> **Stored data**
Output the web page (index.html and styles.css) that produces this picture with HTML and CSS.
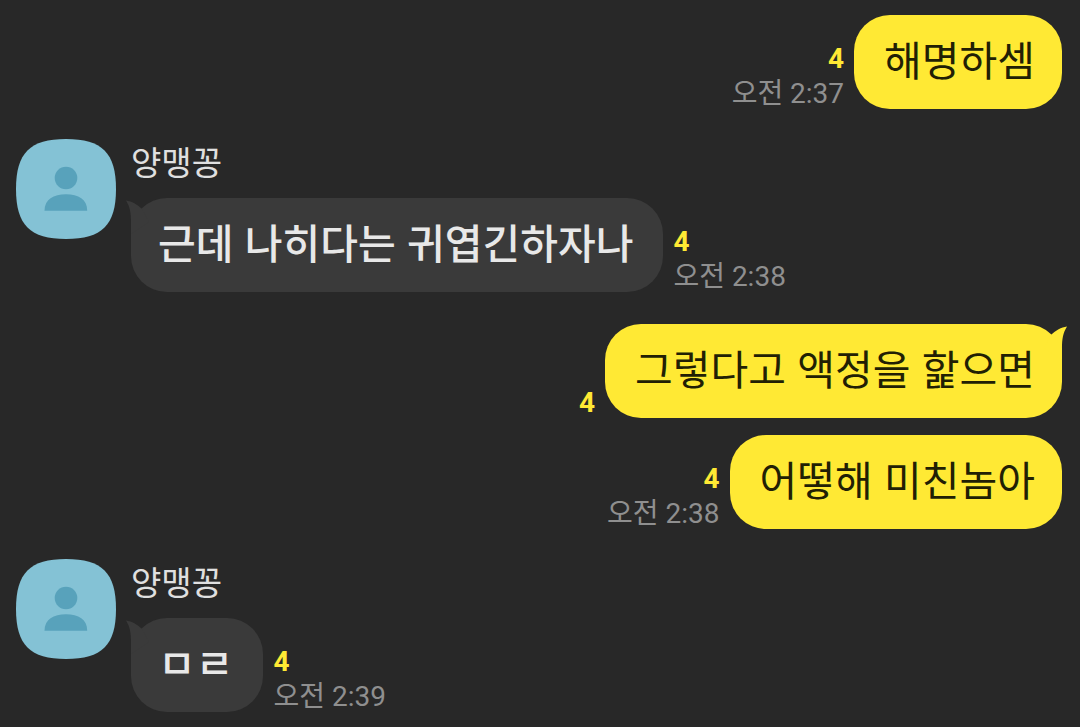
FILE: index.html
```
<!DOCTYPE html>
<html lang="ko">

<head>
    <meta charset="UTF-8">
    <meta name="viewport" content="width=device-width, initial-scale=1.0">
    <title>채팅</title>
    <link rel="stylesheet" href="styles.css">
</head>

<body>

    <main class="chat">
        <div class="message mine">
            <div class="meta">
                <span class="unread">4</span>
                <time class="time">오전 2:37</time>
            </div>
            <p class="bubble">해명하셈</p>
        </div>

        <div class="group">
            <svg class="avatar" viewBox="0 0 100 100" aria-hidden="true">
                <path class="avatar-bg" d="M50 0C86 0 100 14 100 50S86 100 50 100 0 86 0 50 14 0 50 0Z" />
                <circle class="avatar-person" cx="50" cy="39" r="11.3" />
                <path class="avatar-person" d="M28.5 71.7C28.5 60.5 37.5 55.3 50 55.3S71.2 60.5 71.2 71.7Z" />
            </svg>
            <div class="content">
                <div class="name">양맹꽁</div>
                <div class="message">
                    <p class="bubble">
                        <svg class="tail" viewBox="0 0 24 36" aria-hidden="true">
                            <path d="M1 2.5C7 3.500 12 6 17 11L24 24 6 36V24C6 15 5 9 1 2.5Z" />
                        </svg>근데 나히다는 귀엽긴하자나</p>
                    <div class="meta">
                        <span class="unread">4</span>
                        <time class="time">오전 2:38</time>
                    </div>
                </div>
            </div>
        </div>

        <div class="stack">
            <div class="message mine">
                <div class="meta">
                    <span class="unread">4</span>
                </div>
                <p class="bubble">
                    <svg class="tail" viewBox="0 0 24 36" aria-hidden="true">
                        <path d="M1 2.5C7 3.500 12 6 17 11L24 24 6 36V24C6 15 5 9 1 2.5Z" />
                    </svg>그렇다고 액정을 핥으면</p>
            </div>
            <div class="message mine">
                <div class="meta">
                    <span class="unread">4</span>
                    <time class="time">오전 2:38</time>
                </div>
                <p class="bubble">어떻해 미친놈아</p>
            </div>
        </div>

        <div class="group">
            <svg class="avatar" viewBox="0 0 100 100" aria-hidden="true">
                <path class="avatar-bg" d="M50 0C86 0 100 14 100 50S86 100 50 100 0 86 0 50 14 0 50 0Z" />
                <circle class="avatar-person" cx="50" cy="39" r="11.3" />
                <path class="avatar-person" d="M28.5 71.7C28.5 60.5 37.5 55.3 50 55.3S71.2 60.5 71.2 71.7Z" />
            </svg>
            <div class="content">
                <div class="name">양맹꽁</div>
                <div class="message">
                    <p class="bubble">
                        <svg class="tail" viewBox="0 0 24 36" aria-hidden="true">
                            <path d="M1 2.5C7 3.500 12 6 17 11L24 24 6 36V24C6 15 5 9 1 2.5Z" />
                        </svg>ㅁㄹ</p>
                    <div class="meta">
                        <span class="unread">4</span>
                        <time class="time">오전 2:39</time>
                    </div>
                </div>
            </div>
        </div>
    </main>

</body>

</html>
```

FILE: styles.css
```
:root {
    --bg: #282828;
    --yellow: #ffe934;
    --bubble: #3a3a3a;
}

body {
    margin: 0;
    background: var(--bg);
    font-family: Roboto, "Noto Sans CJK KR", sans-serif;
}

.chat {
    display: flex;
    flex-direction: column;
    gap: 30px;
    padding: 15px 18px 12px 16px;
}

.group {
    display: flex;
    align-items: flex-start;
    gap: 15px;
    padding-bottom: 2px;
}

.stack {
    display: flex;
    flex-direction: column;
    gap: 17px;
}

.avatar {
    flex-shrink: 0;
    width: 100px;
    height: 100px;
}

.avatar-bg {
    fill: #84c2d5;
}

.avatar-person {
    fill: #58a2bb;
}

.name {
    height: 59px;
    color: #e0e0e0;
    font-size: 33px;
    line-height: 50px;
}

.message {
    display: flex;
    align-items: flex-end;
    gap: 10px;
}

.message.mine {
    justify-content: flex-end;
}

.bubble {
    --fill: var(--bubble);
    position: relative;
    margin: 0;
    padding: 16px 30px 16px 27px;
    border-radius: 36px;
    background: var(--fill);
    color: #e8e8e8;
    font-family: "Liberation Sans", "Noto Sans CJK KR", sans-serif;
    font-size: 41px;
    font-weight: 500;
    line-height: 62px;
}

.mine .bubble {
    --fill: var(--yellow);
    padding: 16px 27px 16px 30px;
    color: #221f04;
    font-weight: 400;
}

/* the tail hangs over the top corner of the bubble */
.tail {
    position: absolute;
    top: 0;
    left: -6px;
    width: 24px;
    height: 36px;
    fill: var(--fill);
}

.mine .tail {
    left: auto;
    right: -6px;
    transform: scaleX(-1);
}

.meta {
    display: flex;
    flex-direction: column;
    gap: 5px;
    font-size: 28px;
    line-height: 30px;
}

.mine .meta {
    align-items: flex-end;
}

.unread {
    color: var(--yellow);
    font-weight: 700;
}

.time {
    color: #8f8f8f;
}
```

> **Instruction**
Skipping the pictures, transcribe each line above exactly as it appears.

> **The reply**
Output the web page (index.html and styles.css) that produces this picture with HTML and CSS.
FILE: index.html
```
<!DOCTYPE html>
<html lang="ko">

<head>
    <meta charset="UTF-8">
    <meta name="viewport" content="width=device-width, initial-scale=1.0">
    <title>채팅</title>
    <link rel="stylesheet" href="styles.css">
</head>

<body>

    <main class="chat">
        <div class="message mine">
            <div class="meta">
                <span class="unread">4</span>
                <time class="time">오전 2:37</time>
            </div>
            <p class="bubble">해명하셈</p>
        </div>

        <div class="group">
            <svg class="avatar" viewBox="0 0 100 100" aria-hidden="true">
                <path class="avatar-bg" d="M50 0C86 0 100 14 100 50S86 100 50 100 0 86 0 50 14 0 50 0Z" />
                <circle class="avatar-person" cx="50" cy="39" r="11.3" />
                <path class="avatar-person" d="M28.5 71.7C28.5 60.5 37.5 55.3 50 55.3S71.2 60.5 71.2 71.7Z" />
            </svg>
            <div class="content">
                <div class="name">양맹꽁</div>
                <div class="message">
                    <p class="bubble">
                        <svg class="tail" viewBox="0 0 24 36" aria-hidden="true">
                            <path d="M1 2.5C7 3.500 12 6 17 11L24 24 6 36V24C6 15 5 9 1 2.5Z" />
                        </svg>근데 나히다는 귀엽긴하자나</p>
                    <div class="meta">
                        <span class="unread">4</span>
                        <time class="time">오전 2:38</time>
                    </div>
                </div>
            </div>
        </div>

        <div class="stack">
            <div class="message mine">
                <div class="meta">
                    <span class="unread">4</span>
                </div>
                <p class="bubble">
                    <svg class="tail" viewBox="0 0 24 36" aria-hidden="true">
                        <path d="M1 2.5C7 3.500 12 6 17 11L24 24 6 36V24C6 15 5 9 1 2.5Z" />
                    </svg>그렇다고 액정을 핥으면</p>
            </div>
            <div class="message mine">
                <div class="meta">
                    <span class="unread">4</span>
                    <time class="time">오전 2:38</time>
                </div>
                <p class="bubble">어떻해 미친놈아</p>
            </div>
        </div>

        <div class="group">
            <svg class="avatar" viewBox="0 0 100 100" aria-hidden="true">
                <path class="avatar-bg" d="M50 0C86 0 100 14 100 50S86 100 50 100 0 86 0 50 14 0 50 0Z" />
                <circle class="avatar-person" cx="50" cy="39" r="11.3" />
                <path class="avatar-person" d="M28.5 71.7C28.5 60.5 37.5 55.3 50 55.3S71.2 60.5 71.2 71.7Z" />
            </svg>
            <div class="content">
                <div class="name">양맹꽁</div>
                <div class="message">
                    <p class="bubble">
                        <svg class="tail" viewBox="0 0 24 36" aria-hidden="true">
                            <path d="M1 2.5C7 3.500 12 6 17 11L24 24 6 36V24C6 15 5 9 1 2.5Z" />
                        </svg>ㅁㄹ</p>
                    <div class="meta">
                        <span class="unread">4</span>
                        <time class="time">오전 2:39</time>
                    </div>
                </div>
            </div>
        </div>
    </main>

</body>

</html>
```

FILE: styles.css
```
:root {
    --bg: #282828;
    --yellow: #ffe934;
    --bubble: #3a3a3a;
}

body {
    margin: 0;
    background: var(--bg);
    font-family: Roboto, "Noto Sans CJK KR", sans-serif;
}

.chat {
    display: flex;
    flex-direction: column;
    gap: 30px;
    padding: 15px 18px 12px 16px;
}

.group {
    display: flex;
    align-items: flex-start;
    gap: 15px;
    padding-bottom: 2px;
}

.stack {
    display: flex;
    flex-direction: column;
    gap: 17px;
}

.avatar {
    flex-shrink: 0;
    width: 100px;
    height: 100px;
}

.avatar-bg {
    fill: #84c2d5;
}

.avatar-person {
    fill: #58a2bb;
}

.name {
    height: 59px;
    color: #e0e0e0;
    font-size: 33px;
    line-height: 50px;
}

.message {
    display: flex;
    align-items: flex-end;
    gap: 10px;
}

.message.mine {
    justify-content: flex-end;
}

.bubble {
    --fill: var(--bubble);
    position: relative;
    margin: 0;
    padding: 16px 30px 16px 27px;
    border-radius: 36px;
    background: var(--fill);
    color: #e8e8e8;
    font-family: "Liberation Sans", "Noto Sans CJK KR", sans-serif;
    font-size: 41px;
    font-weight: 500;
    line-height: 62px;
}

.mine .bubble {
    --fill: var(--yellow);
    padding: 16px 27px 16px 30px;
    color: #221f04;
    font-weight: 400;
}

/* the tail hangs over the top corner of the bubble */
.tail {
    position: absolute;
    top: 0;
    left: -6px;
    width: 24px;
    height: 36px;
    fill: var(--fill);
}

.mine .tail {
    left: auto;
    right: -6px;
    transform: scaleX(-1);
}

.meta {
    display: flex;
    flex-direction: column;
    gap: 5px;
    font-size: 28px;
    line-height: 30px;
}

.mine .meta {
    align-items: flex-end;
}

.unread {
    color: var(--yellow);
    font-weight: 700;
}

.time {
    color: #8f8f8f;
}
```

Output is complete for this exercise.